-------- Source data --------

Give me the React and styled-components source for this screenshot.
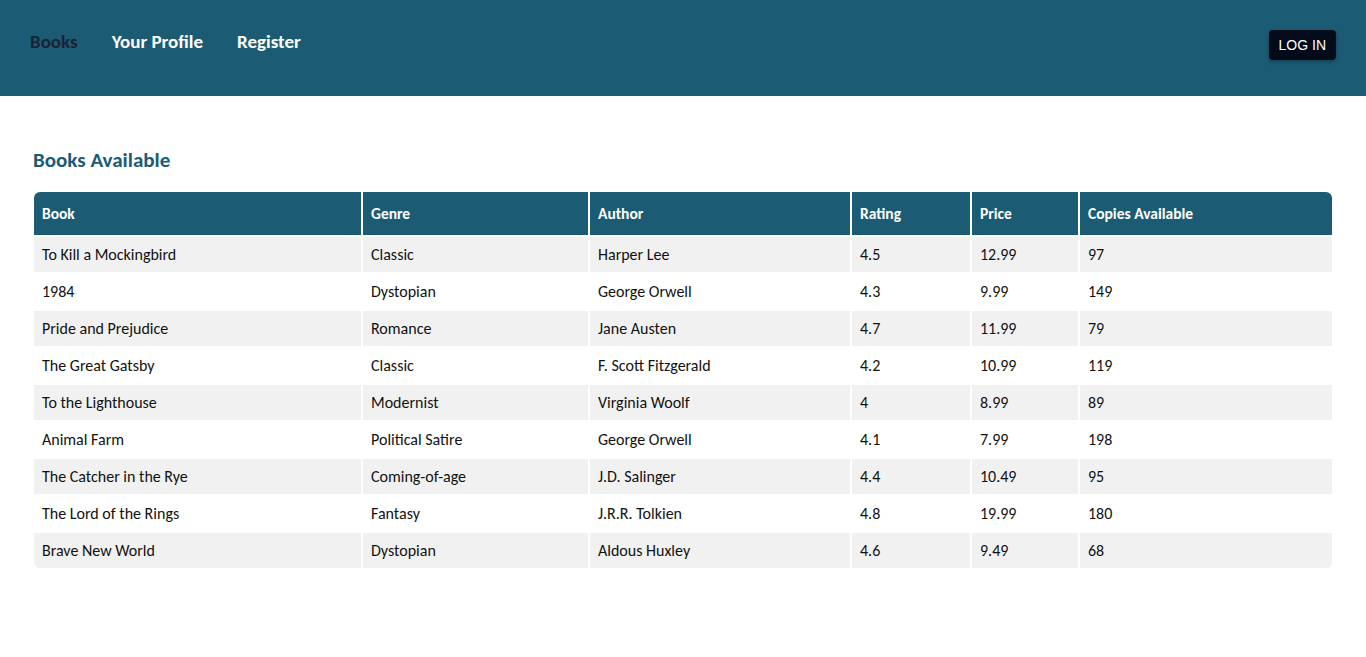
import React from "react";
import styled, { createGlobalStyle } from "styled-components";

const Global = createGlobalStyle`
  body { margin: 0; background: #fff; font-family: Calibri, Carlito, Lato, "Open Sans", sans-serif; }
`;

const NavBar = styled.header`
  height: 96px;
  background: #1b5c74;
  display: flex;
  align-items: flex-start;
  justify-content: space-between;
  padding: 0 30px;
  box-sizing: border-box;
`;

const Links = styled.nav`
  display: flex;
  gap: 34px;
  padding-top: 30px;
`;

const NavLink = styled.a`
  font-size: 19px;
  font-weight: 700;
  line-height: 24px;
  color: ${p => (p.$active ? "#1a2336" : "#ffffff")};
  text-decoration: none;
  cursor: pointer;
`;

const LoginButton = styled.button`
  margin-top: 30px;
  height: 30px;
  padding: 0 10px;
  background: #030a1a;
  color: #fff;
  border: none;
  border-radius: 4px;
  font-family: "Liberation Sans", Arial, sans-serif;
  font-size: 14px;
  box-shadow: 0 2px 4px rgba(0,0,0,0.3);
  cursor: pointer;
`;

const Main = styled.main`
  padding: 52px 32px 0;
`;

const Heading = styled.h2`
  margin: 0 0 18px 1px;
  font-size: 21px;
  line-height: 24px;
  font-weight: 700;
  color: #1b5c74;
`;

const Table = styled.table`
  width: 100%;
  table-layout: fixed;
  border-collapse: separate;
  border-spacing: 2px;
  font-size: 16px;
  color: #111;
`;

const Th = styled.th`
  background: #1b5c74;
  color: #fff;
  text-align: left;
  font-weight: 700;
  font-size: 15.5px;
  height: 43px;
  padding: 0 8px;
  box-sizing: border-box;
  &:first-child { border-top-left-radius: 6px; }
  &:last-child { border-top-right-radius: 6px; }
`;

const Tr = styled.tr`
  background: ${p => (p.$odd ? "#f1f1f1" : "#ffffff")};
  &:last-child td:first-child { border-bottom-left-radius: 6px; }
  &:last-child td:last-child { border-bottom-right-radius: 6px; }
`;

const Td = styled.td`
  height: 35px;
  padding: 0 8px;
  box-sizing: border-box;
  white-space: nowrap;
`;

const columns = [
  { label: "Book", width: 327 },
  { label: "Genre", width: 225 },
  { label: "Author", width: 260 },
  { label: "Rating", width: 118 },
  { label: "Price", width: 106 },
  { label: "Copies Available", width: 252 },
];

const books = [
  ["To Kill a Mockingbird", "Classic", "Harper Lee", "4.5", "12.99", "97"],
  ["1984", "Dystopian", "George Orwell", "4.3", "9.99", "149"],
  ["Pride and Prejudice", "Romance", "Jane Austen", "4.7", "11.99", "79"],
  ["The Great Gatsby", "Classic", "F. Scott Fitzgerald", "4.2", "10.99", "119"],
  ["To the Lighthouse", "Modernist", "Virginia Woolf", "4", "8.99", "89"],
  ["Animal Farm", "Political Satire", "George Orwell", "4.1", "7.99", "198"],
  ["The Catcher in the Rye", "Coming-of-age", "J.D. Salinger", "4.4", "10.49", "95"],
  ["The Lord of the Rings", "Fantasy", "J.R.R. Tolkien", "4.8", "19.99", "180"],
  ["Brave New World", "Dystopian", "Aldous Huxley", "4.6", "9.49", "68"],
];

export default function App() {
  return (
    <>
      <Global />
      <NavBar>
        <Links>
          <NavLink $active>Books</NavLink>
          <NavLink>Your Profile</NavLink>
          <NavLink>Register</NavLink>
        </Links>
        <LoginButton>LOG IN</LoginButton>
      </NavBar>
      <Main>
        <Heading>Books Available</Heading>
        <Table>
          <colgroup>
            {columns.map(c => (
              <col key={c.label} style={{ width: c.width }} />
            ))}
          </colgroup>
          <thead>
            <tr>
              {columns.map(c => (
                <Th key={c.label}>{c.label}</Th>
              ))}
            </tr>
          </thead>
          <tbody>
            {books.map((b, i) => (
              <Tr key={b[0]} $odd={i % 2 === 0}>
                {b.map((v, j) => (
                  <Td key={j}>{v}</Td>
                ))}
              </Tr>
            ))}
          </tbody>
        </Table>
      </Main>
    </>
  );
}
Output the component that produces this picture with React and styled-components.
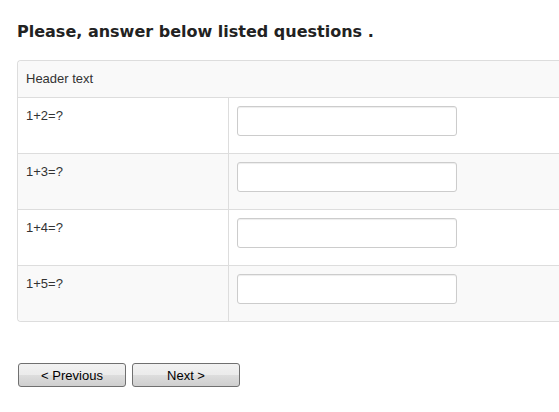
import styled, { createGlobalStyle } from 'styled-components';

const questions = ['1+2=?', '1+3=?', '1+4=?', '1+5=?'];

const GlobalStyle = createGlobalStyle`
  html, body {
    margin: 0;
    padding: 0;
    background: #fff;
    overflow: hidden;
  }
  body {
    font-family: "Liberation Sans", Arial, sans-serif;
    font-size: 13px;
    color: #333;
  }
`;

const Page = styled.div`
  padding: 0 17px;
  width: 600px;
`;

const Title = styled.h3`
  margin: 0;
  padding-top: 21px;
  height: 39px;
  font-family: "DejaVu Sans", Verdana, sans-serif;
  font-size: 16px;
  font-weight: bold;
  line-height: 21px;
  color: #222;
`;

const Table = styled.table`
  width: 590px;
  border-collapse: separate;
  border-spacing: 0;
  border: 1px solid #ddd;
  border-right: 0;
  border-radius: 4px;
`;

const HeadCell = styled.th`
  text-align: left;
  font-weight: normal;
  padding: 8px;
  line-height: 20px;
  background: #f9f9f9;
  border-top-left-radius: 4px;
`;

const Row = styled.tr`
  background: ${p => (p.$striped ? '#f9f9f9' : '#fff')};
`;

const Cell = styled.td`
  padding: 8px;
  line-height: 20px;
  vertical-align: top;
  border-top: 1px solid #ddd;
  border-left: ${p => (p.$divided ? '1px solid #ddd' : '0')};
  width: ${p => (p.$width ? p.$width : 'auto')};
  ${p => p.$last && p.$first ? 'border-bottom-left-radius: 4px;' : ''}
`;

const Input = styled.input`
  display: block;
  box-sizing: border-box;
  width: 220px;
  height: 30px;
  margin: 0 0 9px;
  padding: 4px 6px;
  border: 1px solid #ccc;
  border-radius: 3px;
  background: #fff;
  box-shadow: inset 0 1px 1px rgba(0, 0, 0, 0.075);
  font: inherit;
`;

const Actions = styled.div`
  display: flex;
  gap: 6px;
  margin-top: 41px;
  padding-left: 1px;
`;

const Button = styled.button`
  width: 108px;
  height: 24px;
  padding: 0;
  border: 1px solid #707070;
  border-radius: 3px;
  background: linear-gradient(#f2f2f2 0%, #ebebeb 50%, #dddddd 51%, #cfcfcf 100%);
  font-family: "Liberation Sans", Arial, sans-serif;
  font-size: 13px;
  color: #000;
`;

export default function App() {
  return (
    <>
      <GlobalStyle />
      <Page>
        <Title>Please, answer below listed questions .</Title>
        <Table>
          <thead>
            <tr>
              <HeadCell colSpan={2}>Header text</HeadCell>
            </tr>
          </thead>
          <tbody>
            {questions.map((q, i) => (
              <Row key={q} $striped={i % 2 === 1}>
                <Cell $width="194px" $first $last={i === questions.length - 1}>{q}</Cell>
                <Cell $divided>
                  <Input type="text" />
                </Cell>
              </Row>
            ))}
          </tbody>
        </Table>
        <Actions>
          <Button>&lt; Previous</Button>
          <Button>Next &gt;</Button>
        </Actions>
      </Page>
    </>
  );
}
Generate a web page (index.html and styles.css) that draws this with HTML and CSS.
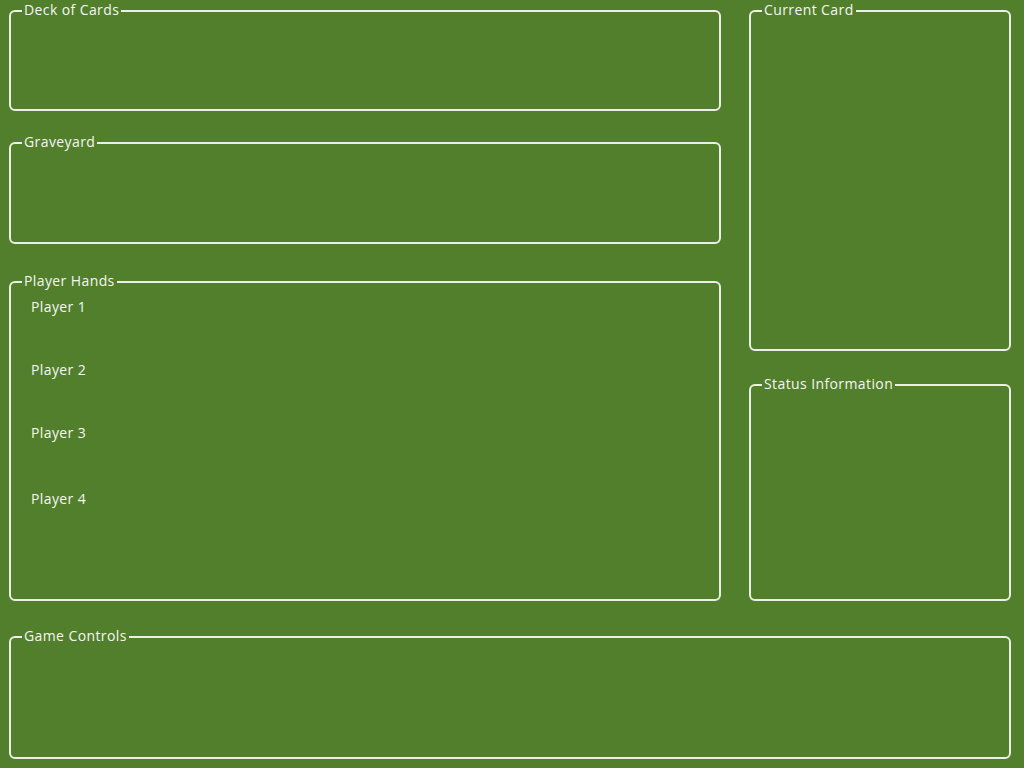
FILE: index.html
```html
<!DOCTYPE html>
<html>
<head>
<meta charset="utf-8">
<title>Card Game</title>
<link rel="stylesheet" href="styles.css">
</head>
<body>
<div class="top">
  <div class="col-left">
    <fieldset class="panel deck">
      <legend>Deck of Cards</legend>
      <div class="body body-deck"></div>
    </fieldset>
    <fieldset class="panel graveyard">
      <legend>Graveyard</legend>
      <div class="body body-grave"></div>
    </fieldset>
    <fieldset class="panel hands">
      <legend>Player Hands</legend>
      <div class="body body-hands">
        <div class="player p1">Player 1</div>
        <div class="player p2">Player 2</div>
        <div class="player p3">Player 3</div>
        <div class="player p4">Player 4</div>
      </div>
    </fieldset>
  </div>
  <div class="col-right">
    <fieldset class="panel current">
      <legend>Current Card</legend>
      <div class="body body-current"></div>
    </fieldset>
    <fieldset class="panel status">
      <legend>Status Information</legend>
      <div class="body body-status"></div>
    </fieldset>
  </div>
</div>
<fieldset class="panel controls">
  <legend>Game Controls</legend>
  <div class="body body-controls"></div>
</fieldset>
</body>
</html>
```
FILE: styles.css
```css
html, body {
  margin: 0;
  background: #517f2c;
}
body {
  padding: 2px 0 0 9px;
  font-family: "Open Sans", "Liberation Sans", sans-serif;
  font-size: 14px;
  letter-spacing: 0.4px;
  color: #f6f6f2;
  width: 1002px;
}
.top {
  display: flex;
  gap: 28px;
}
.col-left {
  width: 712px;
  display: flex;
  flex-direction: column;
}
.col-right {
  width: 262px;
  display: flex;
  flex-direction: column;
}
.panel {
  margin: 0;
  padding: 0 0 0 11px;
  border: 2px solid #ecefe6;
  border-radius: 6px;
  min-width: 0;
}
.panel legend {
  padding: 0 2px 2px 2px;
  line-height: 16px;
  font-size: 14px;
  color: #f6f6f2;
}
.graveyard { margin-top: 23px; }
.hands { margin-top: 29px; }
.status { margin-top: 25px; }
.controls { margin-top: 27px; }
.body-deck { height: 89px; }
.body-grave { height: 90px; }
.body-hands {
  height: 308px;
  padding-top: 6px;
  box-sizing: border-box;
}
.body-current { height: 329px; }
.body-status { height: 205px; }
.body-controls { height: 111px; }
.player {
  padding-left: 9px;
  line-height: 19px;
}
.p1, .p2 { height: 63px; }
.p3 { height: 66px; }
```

--------

Directions for this task: Identify each line in the records above containing the word "that"; copy those lines.

Written solution:
Output the component that produces this picture with React and styled-components.
Generate a web page (index.html and styles.css) that draws this with HTML and CSS.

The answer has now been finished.